In a third, a catfish whose pictures appear on hundreds of fake profiles turns out to be the real deal—a minor internet celebrity from Minnesota, who feels close enough to the object of his online affection to get massive matching tattoos the day after meeting each other, but is seemingly unperturbed by her decision to return to her boyfriend. Again, it’s as if the producers are willfully ignorant or trying to pull a fast one, but what’s even sadder is the show’s loss of emotional depth; they give the kids a “fun” day at the local half-pipe and a pair of matching tattoos, without investigating any of the many (and bizarre) questions the episode has just raised about their relationship.
 
 
Gone is the focus on protecting and investigating the unconventional emotional support systems at the core of most Catfish relationships, as well as the frankly mind-blowing pairings featured on the first season, such as the working-class African American man tentatively exploring his sexuality through a relationship with a catfish he believed to be a pre-op male-to-female transsexual. Now we’re back to chasing the monster down the tunnel with Nev, Max, and shoehorned-in C-listers like Tracie Thoms and Selita Ebanks
 
In trying to keep up ratings by constantly upping the ante and expanding the operation, Catfish has continued to dismantle the only redeeming factor it had in the first place. It wasn’t exploitative, but it sure as hell is now. The dignified voicing and celebration of emotional connection is gone in favor of whodunit plot lines. By comparison, MTV’s other flagship, the Teen Mom franchise, has stayed far truer to its master narrative: showing teenage girls what utter hell raising a kid before you’ve graduated high school is. Sure there’s a level of romanticism. The proverbial Teen Moms (most of whom are in their early 20s at this point) lead lives that could double as story lines on a daytime soap opera, but at its core Teen Mom is driven by the organic development in the girls’ lives, so no matter how melodramatic things get they still have to be accountable to their kids. Teen Mom takes an interest in its subject. Catfish only revolves around one thing: Catfish. Where Nev and Max originally demanded accountability on behalf of Catfish victims, they now gleefully stage the confrontations.
 
 
Rewatching the movie after having followed the subsequent MTV show for three consecutive seasons left a bad taste in my mouth.

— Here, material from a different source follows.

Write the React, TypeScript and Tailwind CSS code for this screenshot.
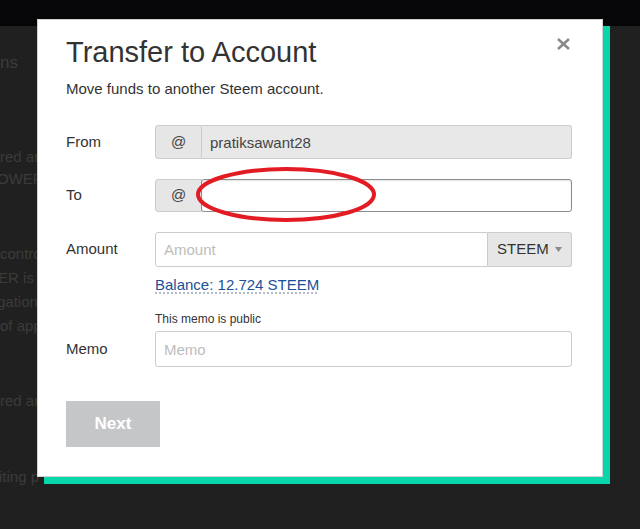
import React from 'react';

const bgLines = [
  { text: 'red an', cls: 'mt-[71px] leading-[22px]' },
  { text: 'OWER', cls: 'leading-[22px] -ml-[3px]' },
];

const CloseIcon = () => (
  <svg width="13" height="12" viewBox="0 0 13 12" fill="none">
    <path d="M1 1L12 11M12 1L1 11" stroke="#8a8a8a" strokeWidth="2.6" />
  </svg>
);

const FieldRow = ({ label, children }: { label: string; children: React.ReactNode }) => (
  <div className="flex">
    <div className="w-[89px] flex items-center text-[15px] text-[#333]">{label}</div>
    <div className="flex-1">{children}</div>
  </div>
);

const AtAddon = () => (
  <div className="w-[47px] h-full flex items-center justify-center bg-[#e6e6e6] border border-[#cccccc] rounded-l-[3px] text-[15px] text-[#444]">
    @
  </div>
);

const TransferModal = () => (
  <div className="absolute left-[37px] top-[19px] w-[566px] bg-white border border-[#d2d2d2] shadow-[7px_7px_0_#06d6a9] pl-[28px] pr-[30px] pt-[14px] pb-[29px]">
    <button className="absolute top-[18px] right-[32px]">
      <CloseIcon />
    </button>

    <h2 className="text-[29px] leading-[36px] text-[#333]">Transfer to Account</h2>
    <p className="mt-[9px] text-[15px] leading-[20px] text-[#333]">Move funds to another Steem account.</p>

    <div className="mt-[26px]">
      <FieldRow label="From">
        <div className="flex h-[34px]">
          <AtAddon />
          <input
            readOnly
            value="pratiksawant28"
            className="flex-1 min-w-0 h-full px-[8px] bg-[#e8e8e8] border border-l-0 border-[#cccccc] rounded-r-[3px] text-[15px] text-[#444] outline-none"
          />
        </div>
      </FieldRow>
    </div>

    <div className="mt-[20px]">
      <FieldRow label="To">
        <div className="flex h-[33px]">
          <AtAddon />
          <input className="flex-1 min-w-0 h-full px-[8px] bg-white border border-[#8c8c8c] rounded-[3px] -ml-[1px] shadow-[inset_0_1px_2px_rgba(0,0,0,0.12)] text-[15px] outline-none" />
        </div>
      </FieldRow>
    </div>

    <div className="mt-[20px]">
      <FieldRow label="Amount">
        <div className="flex h-[35px]">
          <input
            placeholder="Amount"
            className="flex-1 min-w-0 h-full px-[8px] bg-white border border-[#cccccc] rounded-l-[3px] text-[15px] text-[#333] placeholder:text-[#bdbdbd] outline-none"
          />
          <div className="w-[84px] h-full flex items-center justify-between pl-[9px] pr-[9px] bg-[#e6e6e6] border border-l-0 border-[#cccccc] rounded-r-[3px] text-[15px] text-[#333]">
            <span>STEEM</span>
            <svg width="7" height="5" viewBox="0 0 7 5">
              <path d="M0 0H7L3.5 5Z" fill="#8a8a8a" />
            </svg>
          </div>
        </div>
      </FieldRow>
    </div>
    <div className="pl-[89px] mt-[8px] text-[15px] leading-[20px]">
      <span className="text-[#1a5099] underline decoration-dotted decoration-[#9aa7b8] underline-offset-[3px]">
        Balance: 12.724 STEEM
      </span>
    </div>

    <div className="pl-[89px] mt-[16px] text-[12px] leading-[16px] text-[#333]">This memo is public</div>
    <div className="mt-[4px]">
      <FieldRow label="Memo">
        <input
          placeholder="Memo"
          className="w-full h-[36px] px-[8px] bg-white border border-[#cccccc] rounded-[3px] text-[15px] text-[#333] placeholder:text-[#bdbdbd] outline-none"
        />
      </FieldRow>
    </div>

    <button className="mt-[34px] w-[94px] h-[46px] bg-[#c5c6c8] text-white text-[17px] font-bold">Next</button>
  </div>
);

export default function App() {
  return (
    <div
      className="relative w-[640px] h-[529px] overflow-hidden bg-[#202020]"
      style={{ fontFamily: '"Liberation Sans", Arial, sans-serif' }}
    >
      <div className="h-[26px] bg-[#060608]" />

      <div className="text-[#3b3b3b] text-[15px] whitespace-nowrap">
        <div className="mt-[25px] text-[17px] leading-[24px]">ns</div>
        {bgLines.map((l) => (
          <div key={l.text} className={l.cls}>
            {l.text}
          </div>
        ))}
        <div className="mt-[52px] leading-[24px]">contro</div>
        <div className="leading-[24px] -ml-[2px]">ER is</div>
        <div className="leading-[24px] -ml-[3px]">gation</div>
        <div className="leading-[24px]">of app</div>
        <div className="mt-[51px] leading-[24px]">red an</div>
        <div className="mt-[52px] leading-[24px] -ml-[1px]">iting p</div>
      </div>

      <TransferModal />

      <svg className="absolute left-[194px] top-[165px]" width="184" height="59" viewBox="0 0 184 59" fill="none">
        <ellipse cx="92" cy="29.5" rx="88" ry="25.5" stroke="#e31b23" strokeWidth="4" />
      </svg>
    </div>
  );
}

The idea that Nev Schulman, his brother Ariel, and director Henry Joost—undoubtedly internet-savvy members of the upper echelon of New York hipsterati—were somehow incapable of seeing through Angela Wesselman-Pierce’s (albeit elaborate) internet persona, with its transparent guise of generically sexy stock-photo cutout Megan Faccio is preposterous. It’s much more likely—this is my speculation only—that when Wesselman-Pierce hit Schulman up on Facebook, the latter saw an opportunity to exploit the hot topic of social media, packaged in the oldest storytelling ploy in the book: the tale of the monster at the end of the tunnel, an effect strengthened by faux suspense and pull quotes comparing Catfish to Hitchcock.
 
Odds are that Catfish will continue on its current path to complete irrelevance for the sake of clinging on to a brand it is simultaneously destroying. And that’s a shame. For one hot minute, Catfish was a successful and interesting TV show. And it was so in spite of itself.
 
Correction: A previous version of this article listed Detroit as the location of an episode. It was actually Cincinnati.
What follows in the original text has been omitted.